The object of the statute is to require parties holding conveyances to put them upon record, and for a failure to do so subject their interests to the liens of subsequently acquired judgments. But in many cases the equitable interest is not capable of being recorded, and no laches can be imputed to the holder because it does not appear of record. The vendee or mortgagee is often deprived of his deed of mortgage by the fraud of the vendor or mortgagor or by the mutual mistake of the parties, or by death or sickness, or some controversy in regard to the precise terms of the contract, and at last is often compelled to resort to a court of equity for redress. Such cases are constantly recurring, and the books abound with them. The statute was never intended to apply to cases of this character and *142to hold that they come within its provisions is to hold that one man’s property shall be taken for the debt of another, without the fault or neglect of the owner, and .without the possibility of guarding against it by the exercise of the greatest diligence. It is not susceptible of any such construction without doing violence to its express language.
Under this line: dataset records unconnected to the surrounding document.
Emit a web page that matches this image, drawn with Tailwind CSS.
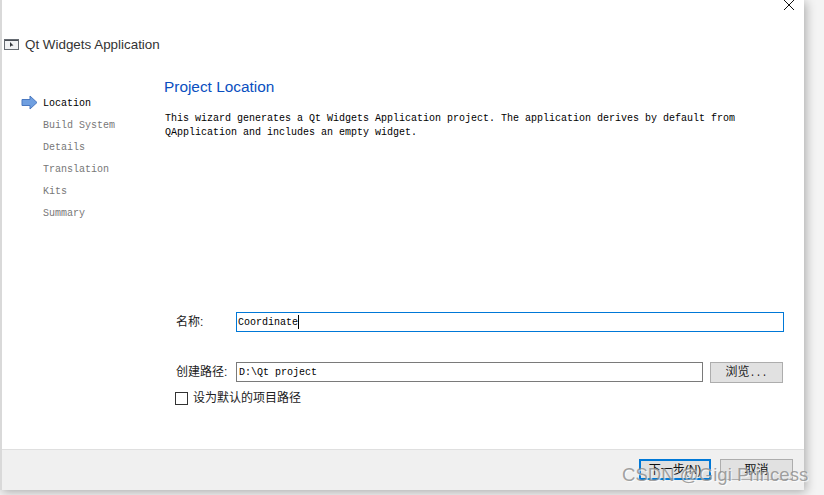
<!DOCTYPE html>
<html lang="zh">

<head>
  <meta charset="UTF-8">
  <title>Qt Widgets Application</title>
  <script src="https://cdn.jsdelivr.net/npm/@tailwindcss/browser@4"></script>
</head>

<body class="bg-white overflow-hidden">

  <div class="relative w-[824px] h-[495px] overflow-hidden bg-[#f4f4f4] font-['Liberation_Sans','Noto_Sans_CJK_SC',sans-serif]">

    <!-- Dialog -->
    <div class="relative w-[804px] h-[490px] flex flex-col bg-white border-l-2 border-[#d9d9d9] shadow-[2px_2px_10px_rgba(0,0,0,0.3)]">

      <svg class="absolute left-[781px] top-[-1px] w-3 h-3" viewBox="0 0 12 12" fill="none" stroke="#111" stroke-width="1">
        <path d="M1 1 11 11M11 1 1 11" />
      </svg>

      <!-- Title -->
      <div class="h-[90px] pt-[36px] pl-[2px] flex items-start gap-[6px]">
        <svg class="w-[15px] h-[13px] mt-[2px]" viewBox="0 0 15 13" fill="none">
          <rect x="0.5" y="1.5" width="14" height="10" fill="#f1f2f4" stroke="#666b72" />
          <rect x="1" y="2" width="13" height="1" fill="#4a4f57" />
          <path d="M6 4 6 9 7.3 7.8 9.5 7.6Z" fill="#33373d" />
        </svg>
        <span class="text-[13.4px] leading-[17px] text-[#333]">Qt Widgets Application</span>
      </div>

      <div class="flex-1 flex min-h-0">

        <!-- Steps -->
        <ul class="w-[162px] pt-[3px] font-['Liberation_Mono',monospace] text-[10px] leading-[22px] text-[#777]">
          <li class="relative pl-[41px] text-black">
            <svg class="absolute left-[19px] top-[2px] w-[17px] h-[15px]" viewBox="0 0 17 15">
              <path d="M1 4.5H9V1L16 7.5 9 14V10.5H1Z" fill="#6f9fe0" stroke="#4a78c0" stroke-width="1" />
            </svg>
            Location
          </li>
          <li class="pl-[41px]">Build System</li>
          <li class="pl-[41px]">Details</li>
          <li class="pl-[41px]">Translation</li>
          <li class="pl-[41px]">Kits</li>
          <li class="pl-[41px]">Summary</li>
        </ul>

        <!-- Page -->
        <div class="flex-1 flex flex-col min-w-0">
          <h1 class="text-[15.4px] leading-[20px] text-[#0a4fc0] mt-[-13px]">Project Location</h1>
          <p class="mt-[15px] pl-[1px] font-['Liberation_Mono',monospace] text-[10px] leading-[14px] text-black whitespace-pre">This wizard generates a Qt Widgets Application project. The application derives by default from
QApplication and includes an empty widget.</p>

          <div class="mt-[172px] pl-[12px] flex items-center h-[20px]">
            <label class="w-[60px] text-[12px] text-[#222]">名称:</label>
            <div class="w-[548px] h-[20px] border border-[#0078d7] flex items-center pl-[1px] font-['Liberation_Mono',monospace] text-[10px] text-black">
              Coordinate<span class="w-px h-[14px] bg-black"></span>
            </div>
          </div>

          <div class="mt-[30px] pl-[12px] flex items-center h-[20px]">
            <label class="w-[60px] text-[12px] text-[#222]">创建路径:</label>
            <div class="w-[467px] h-[20px] border border-[#7a7a7a] flex items-center pl-[2px] pt-px font-['Liberation_Mono',monospace] text-[10px] text-black">D:\Qt project</div>
            <button class="ml-[7px] w-[73px] h-[21px] bg-[#e1e1e1] border border-[#adadad] text-[12px] text-[#222]">浏览<span class="font-['Liberation_Mono',monospace] text-[10px]">...</span></button>
          </div>

          <div class="mt-[8px] pl-[11px] flex items-center gap-[5px] h-[16px]">
            <span class="w-[13px] h-[13px] border border-[#333] bg-white"></span>
            <span class="text-[12px] text-[#222]">设为默认的项目路径</span>
          </div>
        </div>
      </div>

      <!-- Footer -->
      <div class="h-[41px] bg-[#f0f0f0] border-t border-[#dfdfdf] flex justify-end gap-[9px] pt-[9px] pr-[11px]">
        <button class="w-[72px] h-[21px] bg-[#e1e1e1] border-2 border-[#0078d7] text-[12px] leading-none text-[#111]">下一步(N)</button>
        <button class="w-[73px] h-[21px] bg-[#e1e1e1] border border-[#adadad] text-[12px] leading-none text-[#111]">取消</button>
      </div>
    </div>

    <!-- Watermark -->
    <span class="absolute left-[622px] top-[463px] text-[18.6px] leading-[24px] text-[#8a8a8a]/80 [text-shadow:1px_1px_1px_rgba(255,255,255,0.8)]">CSDN @Gigi Princess</span>
  </div>

</body>

</html>
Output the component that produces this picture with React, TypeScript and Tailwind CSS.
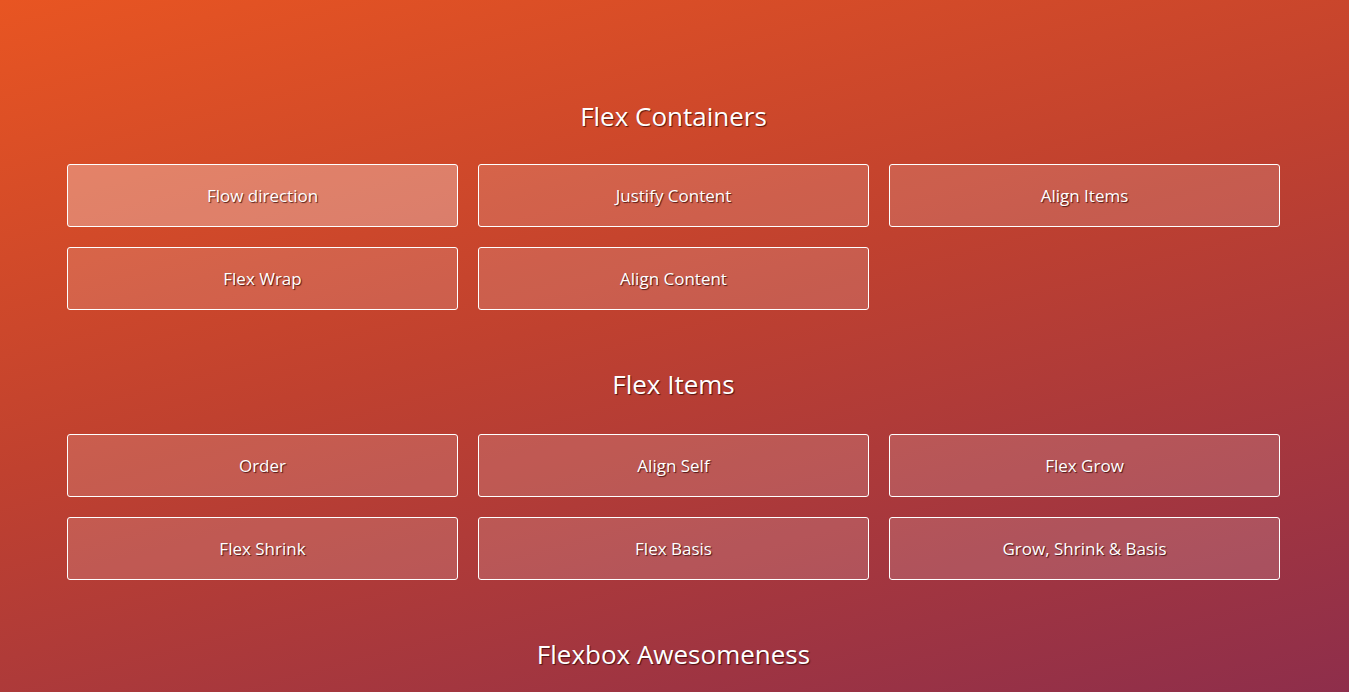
const containers = ["Flow direction", "Justify Content", "Align Items", "Flex Wrap", "Align Content"];
const items = ["Order", "Align Self", "Flex Grow", "Flex Shrink", "Flex Basis", "Grow, Shrink & Basis"];

function Tile({ label, active }: { label: string; active?: boolean }) {
  return (
    <a
      href="#"
      className={`flex h-[63px] items-center justify-center rounded-[3px] border border-white text-[17px] text-white [text-shadow:1px_1px_1px_rgba(40,0,0,0.75)] ${
        active ? "bg-white/30" : "bg-white/15"
      }`}
    >
      {label}
    </a>
  );
}

function Heading({ children }: { children: string }) {
  return (
    <h2 className="text-center text-[26px] leading-[30px] font-medium text-white [text-shadow:1px_1px_1px_rgba(40,0,0,0.7)]">
      {children}
    </h2>
  );
}

function Section({ title, labels, first }: { title: string; labels: string[]; first?: boolean }) {
  return (
    <section className={first ? "" : "mt-[59px]"}>
      <Heading>{title}</Heading>
      <div className={`grid grid-cols-3 gap-[20px] ${first ? "mt-[33px]" : "mt-[35px]"}`}>
        {labels.map((l, i) => (
          <Tile key={l} label={l} active={first && i === 0} />
        ))}
      </div>
    </section>
  );
}

export default function App() {
  return (
    <div className="h-[692px] overflow-hidden bg-[linear-gradient(165deg,#e85522_0%,#c0412f_45%,#8e2e4b_100%)] font-['Open_Sans','Noto_Sans',sans-serif]">
      <div className="ml-[67px] w-[1213px] pt-[101px]">
        <Section title="Flex Containers" labels={containers} first />
        <Section title="Flex Items" labels={items} />
        <section className="mt-[59px]">
          <Heading>Flexbox Awesomeness</Heading>
        </section>
      </div>
    </div>
  );
}
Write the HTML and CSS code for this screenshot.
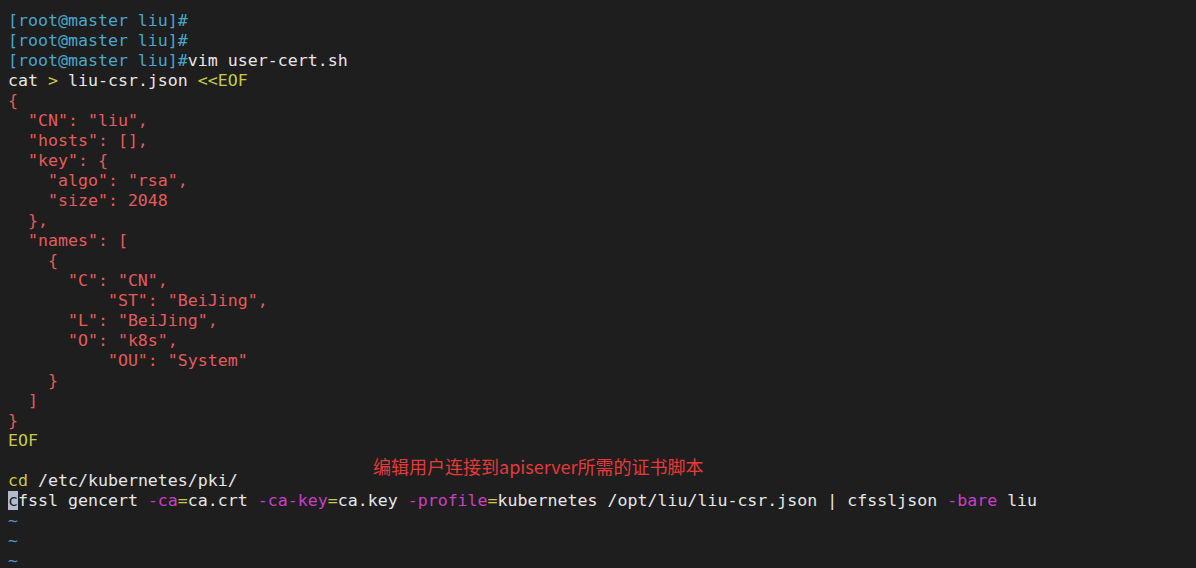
FILE: index.html
```html
<!DOCTYPE html>
<html lang="en">
<head>
    <meta charset="UTF-8">
    <title>vim user-cert.sh</title>
    <link rel="stylesheet" href="styles.css">
</head>
<body>
    <div class="terminal">
<pre class="screen"><span class="prompt">[root@master liu]#</span>
<span class="prompt">[root@master liu]#</span>
<span class="prompt">[root@master liu]#</span>vim user-cert.sh
cat <span class="yel">&gt;</span> liu-csr.json <span class="yel">&lt;&lt;EOF</span>
<span class="red">{
  "CN": "liu",
  "hosts": [],
  "key": {
    "algo": "rsa",
    "size": 2048
  },
  "names": [
    {
      "C": "CN",
          "ST": "BeiJing",
      "L": "BeiJing",
      "O": "k8s",
          "OU": "System"
    }
  ]
}</span>
<span class="yel">EOF</span>

<span class="yel">cd</span> /etc/kubernetes/pki/
<span class="cursor">c</span>fssl gencert <span class="mag">-ca</span><span class="yel">=</span>ca.crt <span class="mag">-ca-key</span><span class="yel">=</span>ca.key <span class="mag">-profile</span><span class="yel">=</span>kubernetes /opt/liu/liu-csr.json | cfssljson <span class="mag">-bare</span> liu
<span class="tilde">~</span>
<span class="tilde">~</span>
<span class="tilde">~</span></pre>
        <div class="note">编辑用户连接到apiserver所需的证书脚本</div>
    </div>
</body>
</html>
```
FILE: styles.css
```css
html, body {
    margin: 0;
    padding: 0;
    height: 100%;
    background-color: #1e1e1e;
    overflow: hidden;
}

.terminal {
    position: relative;
    padding: 11px 8px 0;
}

.screen {
    margin: 0;
    font-family: "DejaVu Sans Mono", monospace;
    font-size: 16.6px;
    line-height: 20px;
    color: #e6e6e6;
    white-space: pre;
}

.prompt {
    color: #4aa6c8;
}

.red {
    color: #e25c5c;
}

.yel {
    color: #c9c947;
}

.mag {
    color: #c83ec8;
}

.tilde {
    color: #4a9ac8;
}

.cursor {
    background-color: #b4bccb;
    color: #1e1e1e;
}

.note {
    position: absolute;
    left: 373px;
    top: 453px;
    font-family: "Noto Sans CJK SC", sans-serif;
    font-size: 18px;
    line-height: 26px;
    color: #e43a3a;
}
```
The statute nowhere provides that a judgment shall be a lien upon the property of the judgment debtor as it appears of record, but only upon the property of the defendant. Section 269, Hill’s Code, .is extended by section 271 to such property as he may have conveyed away and the conveyance is not of record.

The mortgage in this case from Carter to Quinney was inoperative as a conveyance because of the misdescription, (Meier v. Kelly, 20 Or. 86,) but it was recorded; and when reformed by a court of equity becomes operative as a conveyance and stands recorded as against subsequent lien holders. It is not a new but the old mortgage which is reformed and that is recorded,

The decree of the court below is therefore affirmed.